It's Friday. Let's discuss how people and things get from point A to point B. Today, Tech Brew's Jordyn Grzelewski has reports on electric transportation, both in the skies and on the ground.

In today's edition:

Jordyn Grzelewski, Patrick Kulp, Annie Saunders

FUTURE OF TRAVEL

In flight

Graphic featuring a headshot of Beta Technologies COO Blain Newton Blain Newton

Ground transportation is marching decisively toward an electric future.

But what about the skies?

Electric propulsion technologies are beginning to take flight as well—a step toward reducing climate-warming emissions from an industry that is responsible for nearly 3% of total greenhouse-gas emissions in the US.

Vermont-based electric aerospace startup Beta Technologies is betting big on the idea that electric aircraft could not only help address the climate crisis, but also transform air travel as we know it.
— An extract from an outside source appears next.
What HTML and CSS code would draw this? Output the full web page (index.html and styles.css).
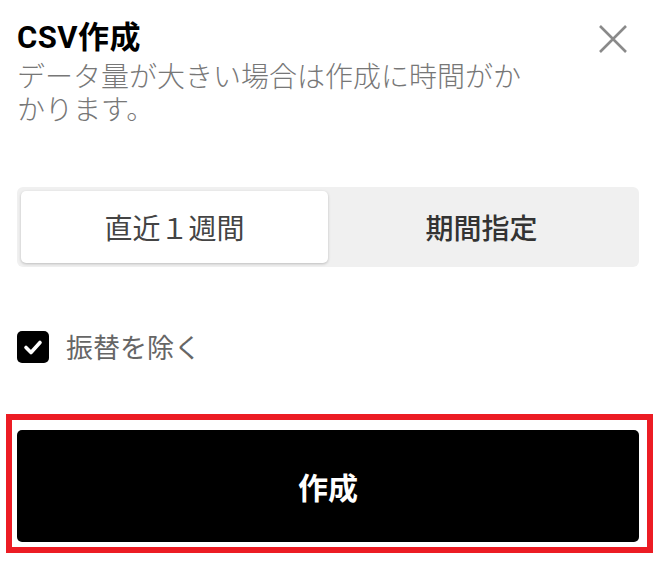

Beta is developing batteries, electric motors, charging infrastructure, and electric aircraft itself. It's in the process of obtaining certification from the Federal Aviation Administration for its zero-emission, battery-powered aircraft (dubbed Alia).

Alia has both electric vertical take-off and landing (eVTOL) and electric conventional take-off and landing (eCTOL) variants. The aircraft has logged tens of thousands of miles on test flights, including a trip totaling more than 2,000 nautical miles from New York to Arkansas and back.

Beta is building out charging infrastructure to serve the entire sector, with dozens of charging sites already in operation or in the works. It has agreements with three major fixed-base operators: Atlantic, Signature, and AvFlight, according to the company.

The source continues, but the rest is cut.